Navigating the Due-on-Sale Provision: What You Need to Know

Understand the due-on-sale provision, its impact on property transfers, and legal considerations for borrowers and lenders.

A "due-on-sale" provision, also known as an acceleration clause, is a clause in a mortgage or deed of trust that requires the borrower to pay off the entire outstanding balance of the loan when the property is sold or transferred. This provision protects the lender by preventing the new owner from taking over the existing mortgage under the old terms, which might be more favorable than current market rates.

Key Takeaways

  • Purpose and Enforcement: A due-on-sale provision requires the full repayment of the outstanding mortgage upon the sale or transfer of the property, protecting lenders by aligning loans with current market rates.
  • Trigger Events: This provision is activated by any change in ownership or interest in the property, including sales, inheritances, or gifts, without the lender's approval.
  • Legal Framework: In the United States, the Garn-St. Germain Depository Institutions Act of 1982 outlines the legality of due-on-sale clauses and specifies certain situations in which they may not be enforceable.
  • Implications for Borrowers and Sales: The clause impacts the assumability of mortgages and can influence property sales' structure and negotiation process, requiring borrowers to plan carefully for potential transfers.

Key Aspects of the Due-on-Sale Provision

  1. Triggering Events: The clause is triggered by any transfer of ownership or interest in the property, whether through sale, gifting, inheritance, or other means, without the lender's consent.
  2. Purpose: It allows lenders to ensure the loan is paid in full if the property changes hands, allowing them to reissue a mortgage at current interest rates to the new owners.
  3. Protection for Lenders: Enforcing the due-on-sale clause allows lenders to manage their risk more effectively. It prevents the assumption of the loan by someone who might not meet their lending criteria or benefit from an interest rate lower than the current rate.
  4. Regulation: The enforcement of due-on-sale provisions is governed by the Garn-St. Germain Depository Institutions Act of 1982 in the United States legally allows lenders to exercise this clause while providing certain exceptions under which the loan may not be called due.
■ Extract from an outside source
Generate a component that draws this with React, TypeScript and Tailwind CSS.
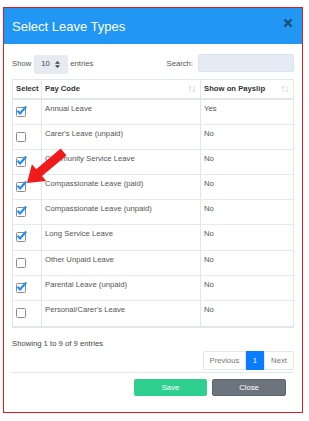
import React from "react";

const rows: { name: string; checked: boolean; show: string }[] = [
  { name: "Annual Leave", checked: true, show: "Yes" },
  { name: "Carer's Leave (unpaid)", checked: false, show: "No" },
  { name: "Community Service Leave", checked: true, show: "No" },
  { name: "Compassionate Leave (paid)", checked: true, show: "No" },
  { name: "Compassionate Leave (unpaid)", checked: true, show: "No" },
  { name: "Long Service Leave", checked: true, show: "No" },
  { name: "Other Unpaid Leave", checked: false, show: "No" },
  { name: "Parental Leave (unpaid)", checked: true, show: "No" },
  { name: "Personal/Carer's Leave", checked: false, show: "No" },
];

function Check({ checked }: { checked: boolean }) {
  return (
    <svg width="12" height="12" viewBox="0 0 12 12">
      <rect x="1.5" y="2.5" width="9" height="9" rx="1" fill="#fff" stroke="#8a8a8a" strokeWidth="1" />
      {checked && (
        <polyline points="2.6,5.8 5,8.6 11.2,1.6" fill="none" stroke="#1e8fff" strokeWidth="2.2" strokeLinejoin="round" />
      )}
    </svg>
  );
}

function SortIcon() {
  return (
    <svg width="8" height="8" viewBox="0 0 8 8">
      <path d="M2 7V1M0.8 2.3L2 1L3.2 2.3" fill="none" stroke="#d4d4d4" strokeWidth="0.8" />
      <path d="M6 1V7M4.8 5.7L6 7L7.2 5.7" fill="none" stroke="#d4d4d4" strokeWidth="0.8" />
    </svg>
  );
}

export default function App() {
  return (
    <div className="relative w-[309px] h-[421px] bg-white pt-[7px] pl-[3px] font-['Liberation_Sans',Arial,sans-serif] text-[7.7px] text-[#555]">
      <div className="w-[300px] h-[406px] border border-[#e31b1b] flex flex-col">
        <div className="h-[36px] bg-[#2196f3] flex items-center justify-between pl-[8px] pr-[8px]">
          <span className="text-white text-[13px] leading-none">Select Leave Types</span>
          <svg width="10" height="10" viewBox="0 0 10 10" className="mr-[1px] mb-[6px]">
            <path d="M1.5 1.5L8.5 8.5M8.5 1.5L1.5 8.5" stroke="#1b4e73" strokeWidth="2.4" strokeLinecap="butt" />
          </svg>
        </div>
        <div className="px-[8px] flex flex-col">
          <div className="mt-[10px] h-[20px] flex items-center justify-between">
            <div className="flex items-center">
              <span>Show</span>
              <div className="ml-[3px] w-[34px] h-[19px] bg-[#e6ebf1] rounded-[2px] flex items-center justify-between pl-[7px] pr-[8px] text-[#444]">
                <span>10</span>
                <svg width="5" height="7" viewBox="0 0 5 7">
                  <path d="M2.5 0L5 2.7H0Z M2.5 7L0 4.3H5Z" fill="#444" />
                </svg>
              </div>
              <span className="ml-[2px]">entries</span>
            </div>
            <div className="flex items-center self-start">
              <span className="mt-[1px]">Search:</span>
              <div className="ml-[5px] w-[96px] h-[18px] bg-[#e4ebf4] border border-[#dde3ea] rounded-[2px]" />
            </div>
          </div>

          <div className="mt-[5px] border border-[#e4e7ea] border-b-2">
            <div className="flex h-[20px] border-b-2 border-[#e4e7ea] font-bold text-[#333]">
              <div className="w-[28px] flex items-center pl-[3px]">Select</div>
              <div className="w-[159px] border-l border-[#e4e7ea] flex items-center justify-between pl-[3px] pr-[4px]">
                <span>Pay Code</span>
                <SortIcon />
              </div>
              <div className="flex-1 border-l border-[#e4e7ea] flex items-center justify-between pl-[3px] pr-[4px]">
                <span>Show on Payslip</span>
                <SortIcon />
              </div>
            </div>
            {rows.map((r, i) => (
              <div
                key={r.name}
                className={`flex h-[25.1px] ${i < rows.length - 1 ? "border-b border-[#e7e9ec]" : ""}`}
              >
                <div className="w-[28px] pl-[2px] pt-[5px]">
                  <Check checked={r.checked} />
                </div>
                <div className="w-[159px] border-l border-[#e4e7ea] pl-[3px] pt-[4px] leading-[9px]">{r.name}</div>
                <div className="flex-1 border-l border-[#e4e7ea] pl-[3px] pt-[4px] leading-[9px]">{r.show}</div>
              </div>
            ))}
          </div>

          <div className="mt-[11px] leading-[10px] text-[#444]">Showing 1 to 9 of 9 entries</div>
          <div className="mt-[2px] flex justify-end">
            <div className="flex h-[19px]">
              <div className="w-[43px] border border-[#e3e6ea] rounded-l-[2px] flex items-center justify-center text-[#777]">Previous</div>
              <div className="w-[18px] bg-[#0a7cff] flex items-center justify-center text-white">1</div>
              <div className="w-[30px] border border-[#e3e6ea] rounded-r-[2px] flex items-center justify-center text-[#777]">Next</div>
            </div>
          </div>
          <div className="mt-[2px] h-[1px] bg-[#e6e9ec]" />
          <div className="mt-[6px] flex justify-end gap-[5px] pr-[8px]">
            <div className="w-[73px] h-[17px] bg-[#2ecf8f] rounded-[2px] flex items-center justify-center text-white">Save</div>
            <div className="w-[74px] h-[17px] bg-[#6c757d] border border-[#5d656c] rounded-[2px] flex items-center justify-center text-white">Close</div>
          </div>
        </div>
      </div>
      <svg className="absolute left-0 top-0 pointer-events-none" width="309" height="421" viewBox="0 0 309 421">
        <polygon
          points="27,183 46.3,180.9 42,176 66.5,155.4 60.7,148.6 36.2,169.2 31.9,164.3"
          fill="#f21b1b"
        />
      </svg>
    </div>
  );
}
Considerations for Borrowers

  • Loan Assumability: Borrowers should be aware that a due-on-sale clause makes their mortgage non-assumable without the lender's permission, which can affect the sale or transfer of the property.
  • Exceptions to the Rule: Certain transfers are protected from triggering the due-on-sale clause, such as transfers between family members upon death or divorce or the granting of a lease with a term that does not exceed three years and does not contain an option to purchase.
  • Impact on Property Sales: The clause can influence the seller's flexibility in structuring the sale and may impact the negotiation process with potential buyers.

Conclusion

Understanding the due-on-sale provision is crucial for property owners and potential buyers, as it affects the terms under which a property can be sold or transferred and the financial obligations of all parties involved. It is a standard feature of most modern mortgages and aligns the loan terms with the current economic conditions and lending standards.

 

FAQs

1. Can I avoid triggering the due-on-sale provision if I add a family member to the property title?

Certain transfers, such as adding a relative to the property title, may not trigger the due-on-sale provision, depending on the specifics of the law and the mortgage agreement. It's important to consult with the lender or a legal professional before making such changes.

2. What happens if I transfer my property to a living trust?

Transferring property to a living trust where the borrower is and remains a beneficiary typically does not trigger the due-on-sale provision under exceptions provided by the Garn-St. Germain Act.

3. Can I negotiate to remove a due-on-sale clause from my mortgage agreement?

It is generally difficult to negotiate to remove a due-on-sale clause from a mortgage agreement after signing, as these clauses are standard practice to protect lenders' interests. However, borrowers can always discuss their needs and circumstances with their lenders.